Which is why almost everyone who has been to enough concerts eventually arrives at the same private discovery — that the songs you remember most vividly, years later, are almost never the ones you filmed. They are the ones you forgot to film.

The Moment the Phone Comes Down

Watch a really good concert closely and you will see it happen. Somewhere around the third or fourth song — usually a slow one, often the one nobody expected to be the emotional peak of the night — the phones start coming down.

Not all of them. Not all the way. But a noticeable percentage of the crowd just stops. The arm drops. The screen goes dark. The eyes lift to the stage. And the person, often without realising it, takes the first full breath of the evening.

This is the moment the concert actually begins.

It is also the moment that the Indian live music industry, in its quieter and more thoughtful corners, has started to design around. The best venues now think about sightlines and acoustics in ways that make the unfilmed experience materially better than the filmed one. The best artists have started building songs into their setlists specifically as phone-freemoments — sometimes asking explicitly, sometimes just structuring the song in a way that the crowd intuitively understands cannot be captured.

The phone, in other words, is being met not with a moral argument but with a better offer.
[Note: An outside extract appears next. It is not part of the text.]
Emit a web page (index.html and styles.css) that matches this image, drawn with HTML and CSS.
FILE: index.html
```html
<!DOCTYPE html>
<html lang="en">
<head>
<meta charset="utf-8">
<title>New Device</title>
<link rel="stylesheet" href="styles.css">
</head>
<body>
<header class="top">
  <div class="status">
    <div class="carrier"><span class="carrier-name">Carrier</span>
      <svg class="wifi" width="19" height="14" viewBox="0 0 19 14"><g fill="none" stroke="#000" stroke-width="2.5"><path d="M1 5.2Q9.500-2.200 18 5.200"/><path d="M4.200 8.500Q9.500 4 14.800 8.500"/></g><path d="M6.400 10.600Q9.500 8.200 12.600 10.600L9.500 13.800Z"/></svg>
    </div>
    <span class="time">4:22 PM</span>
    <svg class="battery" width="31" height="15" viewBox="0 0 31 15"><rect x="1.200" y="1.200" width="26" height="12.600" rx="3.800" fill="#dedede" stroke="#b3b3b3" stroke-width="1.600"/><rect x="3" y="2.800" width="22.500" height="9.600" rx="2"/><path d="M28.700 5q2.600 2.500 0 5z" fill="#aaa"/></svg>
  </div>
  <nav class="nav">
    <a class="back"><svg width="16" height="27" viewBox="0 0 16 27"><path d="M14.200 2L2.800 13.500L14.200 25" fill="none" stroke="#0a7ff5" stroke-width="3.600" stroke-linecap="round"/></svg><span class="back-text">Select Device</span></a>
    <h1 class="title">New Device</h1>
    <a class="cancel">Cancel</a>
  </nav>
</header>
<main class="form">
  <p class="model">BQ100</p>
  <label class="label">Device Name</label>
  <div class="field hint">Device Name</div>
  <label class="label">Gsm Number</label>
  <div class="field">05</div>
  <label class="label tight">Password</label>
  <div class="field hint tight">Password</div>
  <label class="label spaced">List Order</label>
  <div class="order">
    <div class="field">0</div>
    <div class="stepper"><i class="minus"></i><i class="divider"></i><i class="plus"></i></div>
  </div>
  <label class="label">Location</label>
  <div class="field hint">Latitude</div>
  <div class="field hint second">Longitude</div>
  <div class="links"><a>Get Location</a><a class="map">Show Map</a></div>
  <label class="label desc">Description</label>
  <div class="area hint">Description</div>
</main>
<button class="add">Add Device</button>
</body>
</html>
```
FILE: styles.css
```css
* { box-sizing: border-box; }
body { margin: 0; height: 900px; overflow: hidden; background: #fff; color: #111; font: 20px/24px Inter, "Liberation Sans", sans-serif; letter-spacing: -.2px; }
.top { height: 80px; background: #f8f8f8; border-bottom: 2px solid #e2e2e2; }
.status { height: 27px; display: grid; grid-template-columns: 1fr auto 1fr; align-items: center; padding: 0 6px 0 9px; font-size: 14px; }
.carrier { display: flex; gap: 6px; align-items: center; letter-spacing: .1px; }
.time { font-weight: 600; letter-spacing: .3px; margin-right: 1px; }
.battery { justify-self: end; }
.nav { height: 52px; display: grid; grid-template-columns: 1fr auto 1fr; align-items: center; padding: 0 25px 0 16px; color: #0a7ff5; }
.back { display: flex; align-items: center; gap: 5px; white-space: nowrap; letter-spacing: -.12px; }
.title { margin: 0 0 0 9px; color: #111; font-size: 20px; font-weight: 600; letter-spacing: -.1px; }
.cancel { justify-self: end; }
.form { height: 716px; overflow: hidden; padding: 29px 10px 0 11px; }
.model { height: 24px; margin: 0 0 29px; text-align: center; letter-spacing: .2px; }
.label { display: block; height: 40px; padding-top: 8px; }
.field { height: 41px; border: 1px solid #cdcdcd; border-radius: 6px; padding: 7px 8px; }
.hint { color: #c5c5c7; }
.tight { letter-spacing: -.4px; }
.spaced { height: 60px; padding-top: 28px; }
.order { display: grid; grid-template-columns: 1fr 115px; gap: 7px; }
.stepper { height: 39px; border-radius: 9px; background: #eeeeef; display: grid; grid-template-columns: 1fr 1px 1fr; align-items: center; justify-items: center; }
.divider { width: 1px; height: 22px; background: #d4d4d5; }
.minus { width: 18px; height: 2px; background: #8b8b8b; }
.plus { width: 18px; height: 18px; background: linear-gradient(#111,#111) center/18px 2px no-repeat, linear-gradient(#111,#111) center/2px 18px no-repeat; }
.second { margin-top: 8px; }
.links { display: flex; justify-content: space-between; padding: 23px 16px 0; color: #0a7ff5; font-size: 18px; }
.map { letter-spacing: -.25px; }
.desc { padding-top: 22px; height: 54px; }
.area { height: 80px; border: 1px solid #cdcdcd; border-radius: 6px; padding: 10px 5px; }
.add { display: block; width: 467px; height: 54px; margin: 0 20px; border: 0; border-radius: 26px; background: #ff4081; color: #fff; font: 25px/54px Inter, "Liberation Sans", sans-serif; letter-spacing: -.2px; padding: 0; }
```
The industry has figured out something the discourse has missed: people will choose presence over proof, when presence is made worth choosing.

What India's Concert Generation Is Really Searching For

If you look at what fills Indian arenas in 2026 — the nostalgia tours, the global headliners, the festivals, the Bollywood live nights, the indie circuits, the Sufi evenings, the comedy specials — there is no single genre, no single demographic, no single price point that holds it all together. The taste is sprawling. The motivation, beneath the taste, is unified.
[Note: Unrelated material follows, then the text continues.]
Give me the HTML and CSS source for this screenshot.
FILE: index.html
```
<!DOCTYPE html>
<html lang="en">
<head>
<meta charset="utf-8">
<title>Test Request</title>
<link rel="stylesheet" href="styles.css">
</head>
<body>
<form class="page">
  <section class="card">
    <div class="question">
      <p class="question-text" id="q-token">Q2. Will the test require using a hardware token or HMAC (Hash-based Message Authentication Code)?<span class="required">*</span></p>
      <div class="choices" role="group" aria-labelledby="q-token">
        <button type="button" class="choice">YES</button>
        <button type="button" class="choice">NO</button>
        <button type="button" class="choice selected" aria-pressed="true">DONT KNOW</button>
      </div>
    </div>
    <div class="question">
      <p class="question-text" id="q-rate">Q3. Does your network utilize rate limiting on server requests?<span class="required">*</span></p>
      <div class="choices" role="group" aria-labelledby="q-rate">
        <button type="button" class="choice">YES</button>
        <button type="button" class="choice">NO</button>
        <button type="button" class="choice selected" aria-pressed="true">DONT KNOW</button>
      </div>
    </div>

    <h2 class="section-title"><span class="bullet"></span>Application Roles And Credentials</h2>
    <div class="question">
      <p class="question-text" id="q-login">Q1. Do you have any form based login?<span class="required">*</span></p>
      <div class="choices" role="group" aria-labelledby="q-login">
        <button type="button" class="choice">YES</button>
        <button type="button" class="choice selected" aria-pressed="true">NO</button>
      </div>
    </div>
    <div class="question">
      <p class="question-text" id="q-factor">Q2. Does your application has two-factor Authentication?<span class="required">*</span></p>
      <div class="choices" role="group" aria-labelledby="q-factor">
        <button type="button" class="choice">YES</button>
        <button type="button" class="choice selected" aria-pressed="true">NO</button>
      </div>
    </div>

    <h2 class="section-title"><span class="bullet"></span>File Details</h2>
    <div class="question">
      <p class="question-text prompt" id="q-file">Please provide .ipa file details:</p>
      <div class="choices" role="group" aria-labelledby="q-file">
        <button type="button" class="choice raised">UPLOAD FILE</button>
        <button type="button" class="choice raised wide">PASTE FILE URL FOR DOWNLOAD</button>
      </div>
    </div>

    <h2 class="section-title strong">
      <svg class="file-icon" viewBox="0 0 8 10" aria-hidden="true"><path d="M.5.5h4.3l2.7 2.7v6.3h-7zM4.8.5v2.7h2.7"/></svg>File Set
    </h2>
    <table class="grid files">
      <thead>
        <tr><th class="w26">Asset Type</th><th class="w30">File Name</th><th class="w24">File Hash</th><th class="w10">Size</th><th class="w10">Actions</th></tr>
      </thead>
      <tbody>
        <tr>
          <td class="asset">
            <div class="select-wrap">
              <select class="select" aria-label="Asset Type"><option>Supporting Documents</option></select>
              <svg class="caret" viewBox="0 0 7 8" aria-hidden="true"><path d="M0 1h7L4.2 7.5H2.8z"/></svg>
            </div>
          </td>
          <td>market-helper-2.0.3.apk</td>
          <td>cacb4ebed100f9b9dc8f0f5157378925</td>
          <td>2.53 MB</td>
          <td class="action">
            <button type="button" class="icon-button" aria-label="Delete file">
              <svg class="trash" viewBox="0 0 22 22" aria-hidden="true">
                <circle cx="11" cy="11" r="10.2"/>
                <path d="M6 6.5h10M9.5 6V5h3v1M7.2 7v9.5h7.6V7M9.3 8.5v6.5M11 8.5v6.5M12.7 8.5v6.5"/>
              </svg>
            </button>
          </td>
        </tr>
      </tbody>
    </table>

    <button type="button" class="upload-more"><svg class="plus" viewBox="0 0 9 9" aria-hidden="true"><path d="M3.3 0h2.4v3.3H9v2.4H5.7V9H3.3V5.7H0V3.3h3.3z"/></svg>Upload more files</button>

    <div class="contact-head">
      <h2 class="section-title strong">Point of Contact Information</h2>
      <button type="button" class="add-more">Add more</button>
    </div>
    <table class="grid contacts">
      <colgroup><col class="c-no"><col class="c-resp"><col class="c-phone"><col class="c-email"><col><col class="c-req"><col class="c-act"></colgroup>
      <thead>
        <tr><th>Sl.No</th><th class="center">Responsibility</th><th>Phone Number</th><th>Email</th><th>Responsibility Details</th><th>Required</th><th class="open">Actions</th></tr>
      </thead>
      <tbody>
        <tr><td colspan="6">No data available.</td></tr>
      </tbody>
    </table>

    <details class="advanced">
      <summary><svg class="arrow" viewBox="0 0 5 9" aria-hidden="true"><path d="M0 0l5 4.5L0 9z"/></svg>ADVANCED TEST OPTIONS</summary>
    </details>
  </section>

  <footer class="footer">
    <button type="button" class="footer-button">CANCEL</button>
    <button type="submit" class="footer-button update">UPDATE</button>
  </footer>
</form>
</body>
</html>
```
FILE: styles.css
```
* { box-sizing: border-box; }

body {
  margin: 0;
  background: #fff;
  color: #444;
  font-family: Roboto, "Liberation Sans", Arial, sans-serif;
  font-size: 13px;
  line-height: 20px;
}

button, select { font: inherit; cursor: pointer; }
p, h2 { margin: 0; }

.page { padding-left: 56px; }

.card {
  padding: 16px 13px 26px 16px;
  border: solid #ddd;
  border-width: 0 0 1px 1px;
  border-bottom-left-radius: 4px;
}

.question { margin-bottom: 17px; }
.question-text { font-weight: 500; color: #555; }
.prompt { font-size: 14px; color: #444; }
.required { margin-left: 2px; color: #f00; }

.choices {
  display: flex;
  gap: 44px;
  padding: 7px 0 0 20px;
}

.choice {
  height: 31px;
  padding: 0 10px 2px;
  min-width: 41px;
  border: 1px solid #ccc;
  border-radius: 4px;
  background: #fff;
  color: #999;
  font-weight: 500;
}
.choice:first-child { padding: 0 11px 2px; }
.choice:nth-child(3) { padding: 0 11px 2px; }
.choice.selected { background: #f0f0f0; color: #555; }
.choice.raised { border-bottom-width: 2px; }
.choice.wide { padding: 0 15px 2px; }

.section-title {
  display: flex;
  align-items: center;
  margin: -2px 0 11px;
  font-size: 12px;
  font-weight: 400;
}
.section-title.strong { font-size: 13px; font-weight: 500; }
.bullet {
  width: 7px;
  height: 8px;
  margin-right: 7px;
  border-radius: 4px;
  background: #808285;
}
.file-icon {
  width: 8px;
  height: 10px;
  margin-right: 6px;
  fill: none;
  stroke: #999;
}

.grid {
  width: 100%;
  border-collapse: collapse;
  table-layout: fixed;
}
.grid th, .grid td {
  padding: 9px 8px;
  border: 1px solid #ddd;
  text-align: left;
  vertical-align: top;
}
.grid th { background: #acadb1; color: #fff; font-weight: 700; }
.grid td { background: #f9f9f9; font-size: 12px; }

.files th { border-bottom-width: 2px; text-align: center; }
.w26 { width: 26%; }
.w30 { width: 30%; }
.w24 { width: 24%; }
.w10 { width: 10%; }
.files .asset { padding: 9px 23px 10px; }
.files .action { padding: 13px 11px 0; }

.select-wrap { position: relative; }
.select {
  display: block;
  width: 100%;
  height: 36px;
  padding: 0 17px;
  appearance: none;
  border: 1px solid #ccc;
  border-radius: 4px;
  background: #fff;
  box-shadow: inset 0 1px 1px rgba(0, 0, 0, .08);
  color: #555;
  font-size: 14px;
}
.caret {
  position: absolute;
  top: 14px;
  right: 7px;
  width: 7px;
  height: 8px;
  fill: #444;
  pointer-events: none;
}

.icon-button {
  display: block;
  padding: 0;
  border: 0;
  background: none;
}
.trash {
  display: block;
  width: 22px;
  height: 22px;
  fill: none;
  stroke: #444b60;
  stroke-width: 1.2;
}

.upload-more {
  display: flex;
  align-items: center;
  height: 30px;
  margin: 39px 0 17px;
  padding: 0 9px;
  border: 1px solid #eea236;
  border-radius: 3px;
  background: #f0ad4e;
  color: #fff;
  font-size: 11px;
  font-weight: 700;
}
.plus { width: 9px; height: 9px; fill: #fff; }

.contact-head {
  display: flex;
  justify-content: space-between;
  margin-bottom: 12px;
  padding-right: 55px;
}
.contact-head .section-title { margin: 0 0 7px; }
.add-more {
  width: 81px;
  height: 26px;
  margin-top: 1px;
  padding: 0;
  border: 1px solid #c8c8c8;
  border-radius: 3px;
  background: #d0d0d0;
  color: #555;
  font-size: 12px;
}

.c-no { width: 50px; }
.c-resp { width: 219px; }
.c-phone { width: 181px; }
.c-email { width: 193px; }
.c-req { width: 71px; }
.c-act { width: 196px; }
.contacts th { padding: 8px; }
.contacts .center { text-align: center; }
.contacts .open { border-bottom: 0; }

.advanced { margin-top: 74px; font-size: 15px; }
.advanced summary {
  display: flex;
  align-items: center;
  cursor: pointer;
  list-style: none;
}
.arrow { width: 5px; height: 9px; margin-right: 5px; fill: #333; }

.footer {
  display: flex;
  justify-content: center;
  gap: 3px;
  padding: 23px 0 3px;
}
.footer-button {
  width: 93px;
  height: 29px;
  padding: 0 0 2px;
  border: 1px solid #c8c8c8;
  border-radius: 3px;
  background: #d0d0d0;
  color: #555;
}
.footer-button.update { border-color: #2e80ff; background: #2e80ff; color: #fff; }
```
This generation is looking for the one thing the internet has not yet figured out how to replicate. A moment that cannot be paused, replayed, downloaded or compressed. A few minutes where the world is doing exactly one thing and you are doing it too. A version of attention that is not being optimised, monetised or recommended.

The phone in the air is not the enemy of this search. It is the evidence of it. People are filming because they sense that something rare is happening — and the instinct to capture it is, in its strange way, a form of reverence. The problem is just that the instinct has run ahead of the wisdom. We have not yet learned, as a culture, the discipline of letting some things go unrecorded so that they can be more fully had.

This will come. It always does. Every technology eventually finds its etiquette. The first generation that grew up with cameras at every event was also the first to figure out which events deserved them and which didn't. The same will happen here. The phone at the concert is, right now, in its loud adolescence. It will grow up.

The Practice of Lowering the Arm

In the meantime, there is a small, quiet thing each of us can do. The next time you are at a show — when the song you have been waiting for finally lands, when the chorus opens up, when the artist hits the note that you have been hearing on repeat for years — try this.

Film the first fifteen seconds. Get your proof. Then lower the phone. Lower it all the way. Put it in your pocket, where you cannot see it, and let the rest of the song happen to you without a witness.

You will not remember the video. You will remember the song.

This is what India's concert generation is really searching for. Not a better camera. Not a better seat. Just the rediscovery of a kind of attention we have, all of us, half forgotten — and the courage to use it on the things that deserve it.

Phones down. Hearts up. The rest takes care of itself.